Our purpose was to compare the results of laparoscopy with laparotomy in the management of ovarian masses not suspected to be malignant.


In a prospective randomized study 102 patients requiring surgical management of ovarian masses were randomly assigned to laparoscopy (52) or laparotomy (50) in a teaching hospital from July 1994 to September 1995. Inclusion criteria was tumor not suspected to be malignant with a diameter of < or = 10 cm as measured by ultrasonography. All operations were performed by trainees under the supervision of an experienced surgeon. Statistical analysis included t tests and chi2 tests.

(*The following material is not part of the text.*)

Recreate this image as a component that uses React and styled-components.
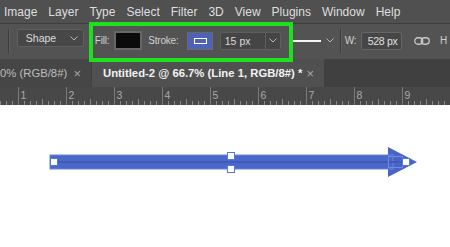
import React from 'react';
import styled, { createGlobalStyle } from 'styled-components';

const GlobalStyle = createGlobalStyle`
    html, body {
        margin: 0;
        padding: 0;
        background: #ffffff;
        overflow: hidden;
    }
    body {
        font-family: "Liberation Sans", Arial, sans-serif;
    }
`

const menuItems = ['Image', 'Layer', 'Type', 'Select', 'Filter', '3D', 'View', 'Plugins', 'Window', 'Help'];

const Chevron = () => (
    <svg width="8" height="5" viewBox="0 0 8 5">
        <path d="M0.5 0.5 L4 4 L7.5 0.5" fill="none" stroke="#b5b5b5" strokeWidth="1" />
    </svg>
)

const LinkIcon = () => (
    <svg width="16" height="8" viewBox="0 0 16 8">
        <rect x="0.75" y="0.75" width="8" height="6.5" rx="3.2" fill="none" stroke="#c8c8c8" strokeWidth="1.3" />
        <rect x="7.25" y="0.75" width="8" height="6.5" rx="3.2" fill="none" stroke="#c8c8c8" strokeWidth="1.3" />
    </svg>
)

function RulerTicks() {
    const ticks = [];
    for (let i = -3; i < 80; i++) {
        const x = 18.5 + i * 6;
        if (x < 0 || x > 450) continue;
        const major = i % 8 === 0;
        const half = Math.abs(i % 8) === 4;
        if (major) continue;
        ticks.push(<line key={i} x1={x} x2={x} y1={half ? 12 : 14} y2={18} stroke="#8a8a8a" strokeWidth="1" />);
    }
    const majors = [];
    for (let k = 0; k < 9; k++) {
        const x = 18.5 + k * 48;
        majors.push(
            <g key={'m' + k}>
                <line x1={x} x2={x} y1={0} y2={18} stroke="#7a7a7a" strokeWidth="1" />
                <text x={x + 2} y={12} fontSize="10.5" fill="#a8a8a8" fontFamily="Liberation Sans, Arial, sans-serif">{k + 1}</text>
            </g>
        );
    }
    return (
        <svg width="450" height="18" style={{ display: 'block' }}>
            {ticks}
            {majors}
        </svg>
    );
}

function Arrow() {
    return (
        <svg width="450" height="142" style={{ display: 'block' }}>
            <polygon points="388,42 417,57 388,72" fill="#4a64c6" />
            <rect x="50" y="50" width="343" height="14" fill="#4b68c9" stroke="#6088e0" strokeWidth="1" />
            <line x1="54" y1="57" x2="402" y2="57" stroke="#4059ba" strokeWidth="2" />
            <rect x="388.5" y="51.5" width="14" height="11" fill="none" stroke="#6a8ce2" strokeWidth="1" />
            <Handle x={50} y={53} />
            <Handle x={227} y={47} />
            <Handle x={227} y={60} />
            <Handle x={402} y={53} />
        </svg>
    );
}

const Handle = ({ x, y }) => (
    <rect x={x + 0.5} y={y + 0.5} width="7" height="7" fill="#ffffff" stroke="#5478d8" strokeWidth="1" />
)

export default function App() {
    return (
        <Screen>
            <GlobalStyle />
            <MenuBar>
                {menuItems.map((m) => (
                    <MenuItem key={m}>{m}</MenuItem>
                ))}
            </MenuBar>

            <OptionsBar>
                <Stub />
                <Separator />
                <ShapeSelect>
                    <span>Shape</span>
                    <Chevron />
                </ShapeSelect>
                <Label $w={14} $ml={11}>Fill:</Label>
                <FillSwatch />
                <Label $w={32} $ml={6}>Stroke:</Label>
                <StrokeSwatch>
                    <StrokeGlyph />
                </StrokeSwatch>
                <SizeSelect>
                    <SizeValue>15 px</SizeValue>
                    <SizeArrow><Chevron /></SizeArrow>
                </SizeSelect>
                <LineStyle>
                    <LineSample />
                    <Chevron />
                </LineStyle>
                <Separator $ml={5} />
                <Label $w={14} $ml={3}>W:</Label>
                <ValueBox>528 px</ValueBox>
                <IconSlot><LinkIcon /></IconSlot>
                <Label $w={10} $ml={10}>H</Label>
                <Highlight />
            </OptionsBar>

            <TabBar>
                <Tab>
                    <TabTitle>0% (RGB/8#)</TabTitle>
                    <Close>×</Close>
                </Tab>
                <Tab $active>
                    <TabTitle $active>Untitled-2 @ 66.7% (Line 1, RGB/8#) *</TabTitle>
                    <Close>×</Close>
                </Tab>
            </TabBar>

            <Ruler>
                <RulerTicks />
            </Ruler>

            <Canvas>
                <Arrow />
            </Canvas>
        </Screen>
    )
}

const Screen = styled.div`
    width: 450px;
    height: 247px;
    overflow: hidden;
    display: flex;
    flex-direction: column;
    background: #ffffff;
`

const MenuBar = styled.div`
    height: 23px;
    flex: none;
    display: flex;
    align-items: center;
    gap: 11px;
    padding-left: 4px;
    background: #505050;
    border-bottom: 1px solid #3e3e3e;
`

const MenuItem = styled.span`
    font-size: 12px;
    color: #dedede;
    white-space: nowrap;
`

const OptionsBar = styled.div`
    position: relative;
    z-index: 2;
    height: 35px;
    flex: none;
    display: flex;
    align-items: center;
    padding-bottom: 2px;
    box-sizing: border-box;
    background: #535353;
    font-size: 10px;
    color: #d4d4d4;
`

const Stub = styled.div`
    width: 8px;
    align-self: stretch;
`

const Separator = styled.div`
    width: 1px;
    height: 24px;
    margin-left: ${p => p.$ml || 0}px;
    background: #3c3c3c;
    border-right: 1px solid #5e5e5e;
`

const ShapeSelect = styled.div`
    box-sizing: border-box;
    width: 68px;
    height: 18px;
    margin-left: 7px;
    align-self: flex-start;
    margin-top: 5px;
    padding: 0 5px 0 8px;
    display: flex;
    align-items: center;
    justify-content: space-between;
    background: #474747;
    border: 1px solid #5f5f5f;
    border-radius: 2px;
    font-size: 10.5px;
    color: #dcdcdc;
`

const Label = styled.span`
    width: ${p => p.$w}px;
    margin-left: ${p => p.$ml}px;
    flex: none;
    white-space: nowrap;
    font-size: 10px;
    letter-spacing: -0.2px;
    color: #d0d0d0;
`

const FillSwatch = styled.div`
    box-sizing: border-box;
    width: 29px;
    height: 19px;
    margin-left: 5px;
    background: #0b0b0b;
    border: 2px solid #676767;
`

const StrokeSwatch = styled.div`
    box-sizing: border-box;
    width: 26px;
    height: 18px;
    margin-left: 7px;
    display: flex;
    align-items: center;
    justify-content: center;
    background: #4f62b6;
    border: 1px solid #6a6a6a;
`

const StrokeGlyph = styled.div`
    box-sizing: border-box;
    width: 13px;
    height: 6px;
    border: 1.5px solid #ffffff;
`

const SizeSelect = styled.div`
    box-sizing: border-box;
    width: 62px;
    height: 18px;
    margin-left: 7px;
    display: flex;
    background: #454545;
    border: 1px solid #5e5e5e;
    border-radius: 2px;
`

const SizeValue = styled.span`
    flex: 1;
    padding-left: 4px;
    display: flex;
    align-items: center;
    font-size: 10.5px;
    color: #dcdcdc;
`

const SizeArrow = styled.span`
    width: 14px;
    display: flex;
    align-items: center;
    justify-content: center;
    border-left: 1px solid #5e5e5e;
`

const LineStyle = styled.div`
    width: 45px;
    height: 18px;
    margin-left: 10px;
    display: flex;
    align-items: center;
    gap: 5px;
`

const LineSample = styled.div`
    width: 30px;
    height: 2px;
    background: #f4f4f4;
`

const ValueBox = styled.div`
    box-sizing: border-box;
    width: 42px;
    height: 18px;
    margin-left: 2px;
    padding-left: 6px;
    display: flex;
    align-items: center;
    background: #464646;
    border: 1px solid #666666;
    border-radius: 2px;
    font-size: 10.5px;
    letter-spacing: -0.3px;
    color: #e0e0e0;
`

const IconSlot = styled.div`
    margin-left: 12px;
    display: flex;
    align-items: center;
`

const Highlight = styled.div`
    position: absolute;
    left: 89px;
    top: -2px;
    width: 204px;
    height: 40px;
    box-sizing: border-box;
    border: 4px solid #1ee01e;
    pointer-events: none;
`

const TabBar = styled.div`
    height: 28px;
    flex: none;
    display: flex;
    gap: 1px;
    background: #404040;
`

const Tab = styled.div`
    width: ${p => p.$active ? '232px' : '91px'};
    box-sizing: border-box;
    padding: 0 10px 0 ${p => p.$active ? '11px' : '0'};
    display: flex;
    align-items: center;
    justify-content: space-between;
    background: ${p => p.$active ? '#505050' : '#464646'};
    overflow: hidden;
`

const TabTitle = styled.span`
    white-space: nowrap;
    font-size: 11.3px;
    font-weight: ${p => p.$active ? 'bold' : 'normal'};
    color: ${p => p.$active ? '#f2f2f2' : '#bdbdbd'};
`

const Close = styled.span`
    font-size: 13px;
    color: #a5a5a5;
`

const Ruler = styled.div`
    height: 18px;
    flex: none;
    background: #484848;
`

const Canvas = styled.div`
    flex: 1;
    background: #ffffff;
`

There were no differences in demographic characteristics between the two groups nor any difference in the size of ovarian masses, adnexal adhesion score, or frequency of bilateral disease. All the ovarian masses were benign. Endometriotic cysts and dermoid cysts were the most common disorder in the two groups. Cystectomy was performed in > 70% of cases in each group. Operating time was not increased with the laparoscopic approach, and the frequency of inadvertent rupture of the ovarian masses was just as high as in laparotomy. The laparoscopic approach was associated with a significant reduction in operative morbidity (odds ratio 0.34, 95% confidence interval 0.13 to 0.88), postoperative pain and analgesic requirement, hospital stay, and recovery period. Patients in general were satisfied with the operation, but significantly more patients were satisfied with the laparoscopy scar.


Operative laparoscopy should replace laparotomy in the management of benign ovarian masses.